What is being asked: Repeat the listing below in full, exactly as it stands.

Dataset excerpt:

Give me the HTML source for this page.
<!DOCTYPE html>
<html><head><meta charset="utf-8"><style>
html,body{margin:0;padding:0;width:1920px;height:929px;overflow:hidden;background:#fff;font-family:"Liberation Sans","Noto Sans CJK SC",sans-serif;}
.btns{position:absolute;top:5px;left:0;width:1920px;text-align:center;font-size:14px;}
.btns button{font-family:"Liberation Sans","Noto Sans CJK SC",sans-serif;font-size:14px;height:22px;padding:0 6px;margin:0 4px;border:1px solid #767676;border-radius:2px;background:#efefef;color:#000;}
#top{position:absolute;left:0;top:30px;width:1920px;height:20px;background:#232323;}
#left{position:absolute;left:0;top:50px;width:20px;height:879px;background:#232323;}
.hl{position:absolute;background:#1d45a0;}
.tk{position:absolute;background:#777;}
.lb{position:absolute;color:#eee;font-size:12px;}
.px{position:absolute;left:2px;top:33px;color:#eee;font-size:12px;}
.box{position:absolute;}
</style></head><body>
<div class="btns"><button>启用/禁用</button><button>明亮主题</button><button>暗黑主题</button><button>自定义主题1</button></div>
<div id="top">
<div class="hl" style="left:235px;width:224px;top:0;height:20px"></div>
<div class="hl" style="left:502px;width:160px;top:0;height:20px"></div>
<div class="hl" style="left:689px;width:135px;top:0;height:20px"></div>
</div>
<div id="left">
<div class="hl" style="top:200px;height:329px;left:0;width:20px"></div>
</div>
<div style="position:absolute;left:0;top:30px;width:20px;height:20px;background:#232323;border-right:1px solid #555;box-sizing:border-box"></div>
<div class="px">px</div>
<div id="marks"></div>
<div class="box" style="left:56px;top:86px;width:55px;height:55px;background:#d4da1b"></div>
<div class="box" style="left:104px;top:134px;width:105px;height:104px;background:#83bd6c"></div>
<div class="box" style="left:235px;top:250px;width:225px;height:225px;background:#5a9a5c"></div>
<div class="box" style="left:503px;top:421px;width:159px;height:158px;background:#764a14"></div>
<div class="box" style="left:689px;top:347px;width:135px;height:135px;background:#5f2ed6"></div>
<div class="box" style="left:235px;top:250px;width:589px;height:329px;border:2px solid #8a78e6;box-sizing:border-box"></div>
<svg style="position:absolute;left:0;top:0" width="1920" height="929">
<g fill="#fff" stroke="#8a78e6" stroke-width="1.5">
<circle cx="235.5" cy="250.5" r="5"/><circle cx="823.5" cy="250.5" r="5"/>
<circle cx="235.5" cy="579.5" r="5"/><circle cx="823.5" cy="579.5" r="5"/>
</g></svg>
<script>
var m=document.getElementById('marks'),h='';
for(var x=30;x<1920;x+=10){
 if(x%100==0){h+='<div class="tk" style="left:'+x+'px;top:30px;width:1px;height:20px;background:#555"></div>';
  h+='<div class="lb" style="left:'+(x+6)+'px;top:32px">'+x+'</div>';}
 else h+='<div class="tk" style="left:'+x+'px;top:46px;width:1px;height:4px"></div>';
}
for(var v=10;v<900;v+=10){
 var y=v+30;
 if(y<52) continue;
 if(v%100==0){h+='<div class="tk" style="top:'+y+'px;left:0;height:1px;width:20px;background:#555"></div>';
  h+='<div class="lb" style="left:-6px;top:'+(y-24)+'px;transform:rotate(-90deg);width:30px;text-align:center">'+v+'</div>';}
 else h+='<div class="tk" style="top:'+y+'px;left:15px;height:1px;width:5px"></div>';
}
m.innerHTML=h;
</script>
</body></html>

Problem solution:
Give me the HTML source for this page.
<!DOCTYPE html>
<html><head><meta charset="utf-8"><style>
html,body{margin:0;padding:0;width:1920px;height:929px;overflow:hidden;background:#fff;font-family:"Liberation Sans","Noto Sans CJK SC",sans-serif;}
.btns{position:absolute;top:5px;left:0;width:1920px;text-align:center;font-size:14px;}
.btns button{font-family:"Liberation Sans","Noto Sans CJK SC",sans-serif;font-size:14px;height:22px;padding:0 6px;margin:0 4px;border:1px solid #767676;border-radius:2px;background:#efefef;color:#000;}
#top{position:absolute;left:0;top:30px;width:1920px;height:20px;background:#232323;}
#left{position:absolute;left:0;top:50px;width:20px;height:879px;background:#232323;}
.hl{position:absolute;background:#1d45a0;}
.tk{position:absolute;background:#777;}
.lb{position:absolute;color:#eee;font-size:12px;}
.px{position:absolute;left:2px;top:33px;color:#eee;font-size:12px;}
.box{position:absolute;}
</style></head><body>
<div class="btns"><button>启用/禁用</button><button>明亮主题</button><button>暗黑主题</button><button>自定义主题1</button></div>
<div id="top">
<div class="hl" style="left:235px;width:224px;top:0;height:20px"></div>
<div class="hl" style="left:502px;width:160px;top:0;height:20px"></div>
<div class="hl" style="left:689px;width:135px;top:0;height:20px"></div>
</div>
<div id="left">
<div class="hl" style="top:200px;height:329px;left:0;width:20px"></div>
</div>
<div style="position:absolute;left:0;top:30px;width:20px;height:20px;background:#232323;border-right:1px solid #555;box-sizing:border-box"></div>
<div class="px">px</div>
<div id="marks"></div>
<div class="box" style="left:56px;top:86px;width:55px;height:55px;background:#d4da1b"></div>
<div class="box" style="left:104px;top:134px;width:105px;height:104px;background:#83bd6c"></div>
<div class="box" style="left:235px;top:250px;width:225px;height:225px;background:#5a9a5c"></div>
<div class="box" style="left:503px;top:421px;width:159px;height:158px;background:#764a14"></div>
<div class="box" style="left:689px;top:347px;width:135px;height:135px;background:#5f2ed6"></div>
<div class="box" style="left:235px;top:250px;width:589px;height:329px;border:2px solid #8a78e6;box-sizing:border-box"></div>
<svg style="position:absolute;left:0;top:0" width="1920" height="929">
<g fill="#fff" stroke="#8a78e6" stroke-width="1.5">
<circle cx="235.5" cy="250.5" r="5"/><circle cx="823.5" cy="250.5" r="5"/>
<circle cx="235.5" cy="579.5" r="5"/><circle cx="823.5" cy="579.5" r="5"/>
</g></svg>
<script>
var m=document.getElementById('marks'),h='';
for(var x=30;x<1920;x+=10){
 if(x%100==0){h+='<div class="tk" style="left:'+x+'px;top:30px;width:1px;height:20px;background:#555"></div>';
  h+='<div class="lb" style="left:'+(x+6)+'px;top:32px">'+x+'</div>';}
 else h+='<div class="tk" style="left:'+x+'px;top:46px;width:1px;height:4px"></div>';
}
for(var v=10;v<900;v+=10){
 var y=v+30;
 if(y<52) continue;
 if(v%100==0){h+='<div class="tk" style="top:'+y+'px;left:0;height:1px;width:20px;background:#555"></div>';
  h+='<div class="lb" style="left:-6px;top:'+(y-24)+'px;transform:rotate(-90deg);width:30px;text-align:center">'+v+'</div>';}
 else h+='<div class="tk" style="top:'+y+'px;left:15px;height:1px;width:5px"></div>';
}
m.innerHTML=h;
</script>
</body></html>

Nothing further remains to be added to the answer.